While several towns in the area have been previously reported destroyed, VICE World News found that, at minimum, an additional four villages in Tigray have likely been razed, and their inhabitants killed.

Eritrean soldiers first entered Ethiopia’s civil war to fight alongside the Ethiopian army against forces of Tigrayan People’s Liberation Front, known as TPLF, or the governing party in the region. In November, soldiers from the two countries succeeded in jointly pushing out Tigrayan forces from the regional capital, Mekelle, and have been accused by international organizations like Amnesty International and Human Rights Watch of brutal war crimes and indiscriminate shelling that targeted civilians and is believed to have left thousands dead.

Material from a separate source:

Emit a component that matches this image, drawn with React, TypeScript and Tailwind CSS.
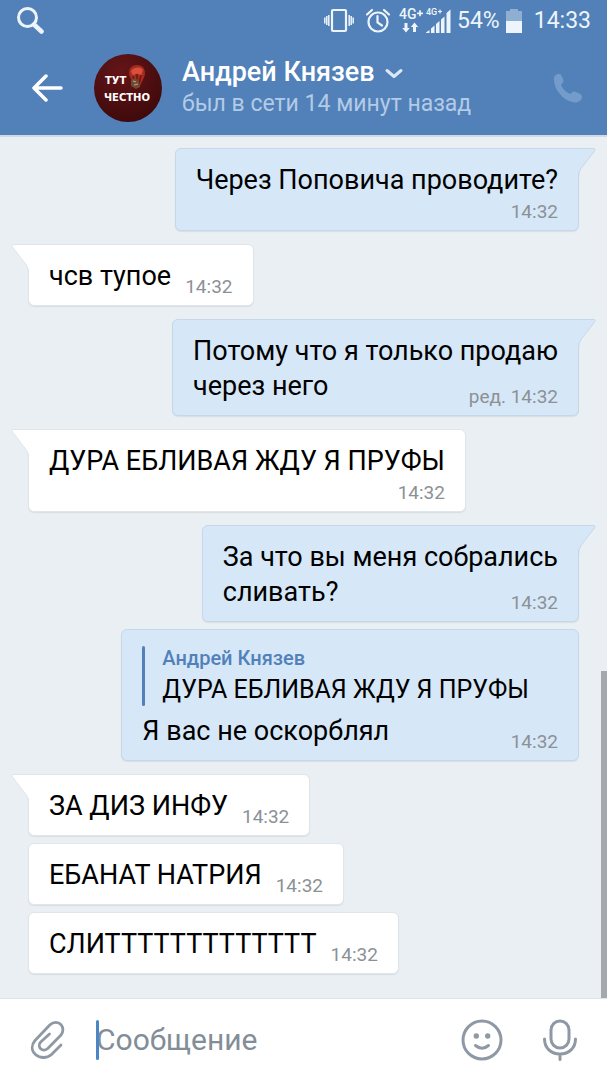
import type { ReactNode } from "react";

interface Quote {
  author: string;
  text: string;
}

interface Message {
  id: number;
  mine?: boolean;
  lines: string[];
  time: string;
  edited?: boolean;
  quote?: Quote;
  // where the time stamp goes relative to the text
  stamp: "inline" | "below" | "corner";
}

const GROUPS: Message[][] = [
  [
    {
      id: 1,
      mine: true,
      lines: ["Через Поповича проводите?"],
      time: "14:32",
      stamp: "below",
    },
  ],
  [{ id: 2, lines: ["чсв тупое"], time: "14:32", stamp: "inline" }],
  [
    {
      id: 3,
      mine: true,
      lines: ["Потому что я только продаю", "через него"],
      time: "14:32",
      edited: true,
      stamp: "corner",
    },
  ],
  [
    {
      id: 4,
      lines: ["ДУРА ЕБЛИВАЯ ЖДУ Я ПРУФЫ"],
      time: "14:32",
      stamp: "below",
    },
  ],
  [
    {
      id: 5,
      mine: true,
      lines: ["За что вы меня собрались", "сливать?"],
      time: "14:32",
      stamp: "corner",
    },
    {
      id: 6,
      mine: true,
      lines: ["Я вас не оскорблял"],
      time: "14:32",
      quote: { author: "Андрей Князев", text: "ДУРА ЕБЛИВАЯ ЖДУ Я ПРУФЫ" },
      stamp: "corner",
    },
  ],
  [
    { id: 7, lines: ["ЗА ДИЗ ИНФУ"], time: "14:32", stamp: "inline" },
    { id: 8, lines: ["ЕБАНАТ НАТРИЯ"], time: "14:32", stamp: "inline" },
    { id: 9, lines: ["СЛИТТТТТТТТТТТТТ"], time: "14:32", stamp: "inline" },
  ],
];

export default function App() {
  return (
    <div className="flex min-h-screen flex-col bg-[#eaeff3] font-['Roboto',sans-serif] text-black">
      <header className="bg-[#5181b8] text-white">
        <StatusBar />
        <ChatHeader />
      </header>

      <main className="relative flex flex-1 flex-col gap-[13px] border-t-2 border-[#d3d9e0] px-7 pt-[11px] pb-6">
        {GROUPS.map((group) => (
          <div key={group[0].id} className="flex flex-col gap-[7px]">
            {group.map((message, i) => (
              <Bubble key={message.id} message={message} tail={i === 0} />
            ))}
          </div>
        ))}
        <div className="absolute right-0 bottom-0 h-[38%] w-1.5 bg-[#a4a9ae]" />
      </main>

      <Composer />
    </div>
  );
}

function StatusBar() {
  return (
    <div className="flex h-[42px] items-center justify-between pr-4 pl-4 text-[#eef4fb]">
      <svg width="28" height="28" viewBox="0 0 28 28" fill="none" stroke="currentColor">
        <circle cx="11.5" cy="10.500" r="9" strokeWidth="3" />
        <path d="M18 17.500l7.500 7" strokeWidth="4.500" strokeLinecap="round" />
      </svg>
      <div className="flex items-center text-[23px] leading-7">
        <svg width="32" height="26" viewBox="0 0 32 26" fill="none" stroke="currentColor" strokeWidth="2">
          <rect x="9" y="2" width="14" height="21" rx="1" strokeWidth="2.200" />
          <path d="M5.800 7v11M1.800 9.500v6M26.200 7v11M30.200 9.500v6M3.800 8v9M28.200 8v9" strokeWidth="1.500" />
        </svg>
        <svg className="ml-2.5" width="26" height="26" viewBox="0 0 26 26" fill="none" stroke="currentColor" strokeWidth="2.200">
          <circle cx="13" cy="14" r="9.500" />
          <path d="M12.500 8v6.500l4.500 3M2 6.500L7 2M24 6.500L19 2" strokeLinecap="round" />
        </svg>
        <svg className="ml-2 font-['Roboto',sans-serif]" width="54" height="28" viewBox="0 0 54 28" fill="currentColor">
          <text x="0" y="12" fontSize="14" fontWeight="500">4G</text>
          <path d="M18 6.300h6M21 3.300v6" stroke="currentColor" strokeWidth="1.700" />
          <text x="27" y="8" fontSize="9" fontWeight="500">4G</text>
          <path d="M39 4.500h4M41 2.500v4" stroke="currentColor" strokeWidth="1.200" />
          <path d="M5.500 16h3v5h2.200L7 25.500 3.300 21h2.200zM14 25h3v-5h2.200L15.500 15.500 11.800 20H14z" />
          <path d="M27 26v-.5l3.500-2.500v3zM32 26v-4.500l3.500-3V26zM37 26v-9l3.500-3V26zM42 26V12.500l3.500-3V26zM47.500 26V6l4-3.500V26z" />
        </svg>
        <span className="ml-1">54%</span>
        <svg className="ml-1.5" width="16" height="26" viewBox="0 0 16 26" fill="currentColor">
          <path d="M4 1h8v2h4v10H0V3h4z" opacity=".4" />
          <path d="M0 13h16v12H0z" />
        </svg>
        <span className="ml-3">14:33</span>
      </div>
    </div>
  );
}

function ChatHeader() {
  return (
    <div className="flex h-[93px] items-center pr-6 pb-0.5 pl-8">
      <button type="button" aria-label="Назад">
        <svg width="31" height="28" viewBox="0 0 31 28" fill="none" stroke="currentColor" strokeWidth="3.500" strokeLinecap="round" strokeLinejoin="round">
          <path d="M29 14H2M14 2L2 14l12 12" />
        </svg>
      </button>
      <Avatar />
      <div className="ml-5 flex-1">
        <button type="button" className="flex items-center gap-2.5">
          <h1 className="text-[27px] leading-8 font-medium">Андрей Князев</h1>
          <svg className="mt-1" width="18" height="11" viewBox="0 0 18 11" fill="none" stroke="#dbe7f4" strokeWidth="3" strokeLinecap="round" strokeLinejoin="round">
            <path d="M2 2.500l7 6 7-6" />
          </svg>
        </button>
        <p className="text-[23px] leading-8 text-[#b3cbe6]">был в сети 14 минут назад</p>
      </div>
      <button type="button" aria-label="Позвонить">
        <svg width="30" height="30" viewBox="0 0 30 30" fill="#739ccb">
          <path d="M1 6C1 3 3 1 6 1c2 0 3 2 4 5 .8 2 .6 3-1 4.500-1 1-1 1.500-.3 2.800 1.500 3 4 5.500 7 7 1.300.7 1.800.6 2.800-.4 1.500-1.500 2.500-1.800 4.500-1 3.500 1.400 6 2.500 6 4.500 0 3.500-3 6-7 6C12 29 1 18 1 6z" />
        </svg>
      </button>
    </div>
  );
}

function Avatar() {
  return (
    <svg className="ml-[31px] shrink-0" width="68" height="68" viewBox="0 0 68 68">
      <defs>
        <radialGradient id="avatar" cx=".4" cy=".25" r=".8">
          <stop offset="0" stopColor="#641517" />
          <stop offset="1" stopColor="#3d090b" />
        </radialGradient>
      </defs>
      <circle cx="34" cy="34" r="34" fill="url(#avatar)" />
      <path d="M35 19c0-5 3-8 8-8 5 0 8 3 8 8 0 4-3 8-5 13l-6 2c0-6-5-10-5-15z" fill="#a52a20" />
      <path d="M37 17c2-4 10-5 12-1l-2 6c-2-3-6-3-8 0z" fill="#d9503a" />
      <path d="M39 22l2 8M47 21l-2 9M43 20v9" stroke="#6e1713" strokeWidth="1.500" />
      <path d="M37 26l4-2 4 3 1 6-4 2-5-3z" fill="#6b4a36" />
      <path d="M39 27l3 1M40 31l4-1" stroke="#d09a76" strokeWidth="1.200" />
      <g fill="#fff" fontFamily="DejaVu Sans" fontWeight="700" fontSize="10">
        <text x="11" y="30">ТУТ</text>
        <text x="10" y="47">ЧЕСТНО</text>
      </g>
    </svg>
  );
}

function Bubble({ message, tail }: { message: Message; tail: boolean }) {
  const { mine, lines, time, edited, quote, stamp } = message;

  const text = (
    <p className="col-start-1 row-start-1 mb-[3px] text-[27px] leading-[35px]">
      {lines.map((line) => (
        <span key={line} className="block">
          {line}
        </span>
      ))}
    </p>
  );
  const stampText = (
    <time className="col-start-1 row-start-1 block self-end text-right text-[19px] leading-[21px] text-[#8c9196]">
      {edited ? "ред. " : ""}
      {time}
    </time>
  );

  return (
    <article
      className={`relative rounded-md border px-5 pt-3.5 pb-2 shadow-[0_1px_1px_rgba(0,30,60,0.08)] ${
        mine
          ? "self-end border-[#c5d8ea] bg-[#d6e7f8]"
          : "self-start border-[#e0e5e9] bg-white"
      }`}
    >
      {tail ? <Tail mine={mine} /> : null}
      {quote ? (
        <blockquote className="mt-0.5 mb-2 flex gap-[17px] pr-[29px]">
          <span className="w-[3px] rounded-sm bg-[#5181b8]" />
          <div>
            <cite className="block text-[20px] leading-6 font-medium text-[#5181b8] not-italic">
              {quote.author}
            </cite>
            <p className="pt-1 text-[25px] leading-8">{quote.text}</p>
          </div>
        </blockquote>
      ) : null}
      <Body stamp={stamp}>
        {text}
        {stampText}
      </Body>
    </article>
  );
}

function Body({ stamp, children }: { stamp: Message["stamp"]; children: ReactNode }) {
  if (stamp === "inline") {
    return <div className="flex items-end gap-3.5">{children}</div>;
  }
  if (stamp === "below") {
    return <div>{children}</div>;
  }
  return <div className="grid">{children}</div>;
}

function Tail({ mine = false }: { mine?: boolean }) {
  return (
    <svg
      className={`absolute -top-px ${mine ? "-right-[18px] -scale-x-100" : "-left-[18px]"}`}
      width="26"
      height="30"
      viewBox="0 0 26 30"
    >
      <path d="M1.500.5H26V30H18V27Q17.500 23.500 15 20.500L1.500 3Q.5 1 1.500.5z" fill={mine ? "#d6e7f8" : "#fff"} />
      <path
        d="M26 .5H1.500Q.5 1 1.500 3L15 20.500Q17.500 23.500 17.500 30"
        fill="none"
        stroke={mine ? "#c5d8ea" : "#e0e5e9"}
      />
    </svg>
  );
}

function Composer() {
  return (
    <footer className="flex h-[82px] items-center border-t border-[#dfe4e8] bg-white pr-[30px] pl-[30px] text-[#8f99a5]">
      <button type="button" aria-label="Прикрепить файл">
        <svg width="36" height="40" viewBox="0 0 36 40" fill="none" stroke="currentColor" strokeWidth="2.800" strokeLinecap="round" strokeLinejoin="round">
          <path d="M31 25L21.500 34.500C17 38.500 10 38.500 5.500 34.500 1.200 30.500 1.200 25 5 20.500L20 4.800C23.500 1.500 28.500 1.700 31 4.600 33.500 7.500 33.500 12 31 15L18 28.200C15.500 30.500 12.500 30.500 10.700 28.700 8.800 26.800 8.800 24 10.700 22L19.500 14" />
        </svg>
      </button>
      <div className="relative ml-7 flex min-w-0 flex-1 items-center pl-0.5">
        <span className="absolute left-0.5 h-10 w-[3px] rounded-sm bg-[#4a86c5]" />
        <input
          type="text"
          aria-label="Сообщение"
          placeholder="Сообщение"
          className="w-full bg-transparent text-[30px] leading-10 text-black outline-none placeholder:text-[#828d98]"
        />
      </div>
      <button type="button" aria-label="Смайлы">
        <svg width="42" height="42" viewBox="0 0 42 42" fill="none" stroke="currentColor" strokeWidth="3" strokeLinecap="round">
          <circle cx="21" cy="21" r="19" />
          <path d="M14.500 26.500q6.500 5.500 13 0" />
          <g fill="currentColor" stroke="none">
            <circle cx="15.300" cy="17" r="2.700" />
            <circle cx="26.700" cy="17" r="2.700" />
          </g>
        </svg>
      </button>
      <button type="button" aria-label="Голосовое сообщение" className="ml-10">
        <svg width="34" height="42" viewBox="0 0 34 42" fill="none" stroke="currentColor" strokeWidth="3" strokeLinecap="round">
          <rect x="8" y="2" width="18" height="27" rx="9" />
          <path d="M1.500 20c0 9 6.500 15 15.500 15s15.500-6 15.500-15M17 35.500v5" />
        </svg>
      </button>
    </footer>
  );
}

Residents say that though Ethiopian prime minister Abiy Ahmed declared victory and the end of combat operations, Eritrean military units have continued attacking civilian areas, looting and killing before setting properties ablaze to render entire areas uninhabitable.

Now, Ethiopia claims it is conducting clean-up operations across parts of rural Tigray. Satellite imagery from central Tigray’s Eritrean border, however, points to something far more nefarious.

Like Debre Harmaz, the remote farming community of Adi Mendi, located three miles from Ethiopia’s border, also appears to have been destroyed. According to analysis by the DX Open Network, satellite imagery revealed that on January 19, some 478 structures, mostly tukul homes made from compressed straw, grass and mud, were set on fire. Tukul homes are common in farming communities across Ethiopia.

“Many of them were burnt alive in their homes.”

“Absence of scorching between blackened structures suggests intentional burning, not the result of a wildfire,” the DX Open Network said of the images in a statement to VICE World News. “Perpetrators likely went from structure to structure to initiate razing. And furthermore, there were no apparent indicators of any militarily valid targets.”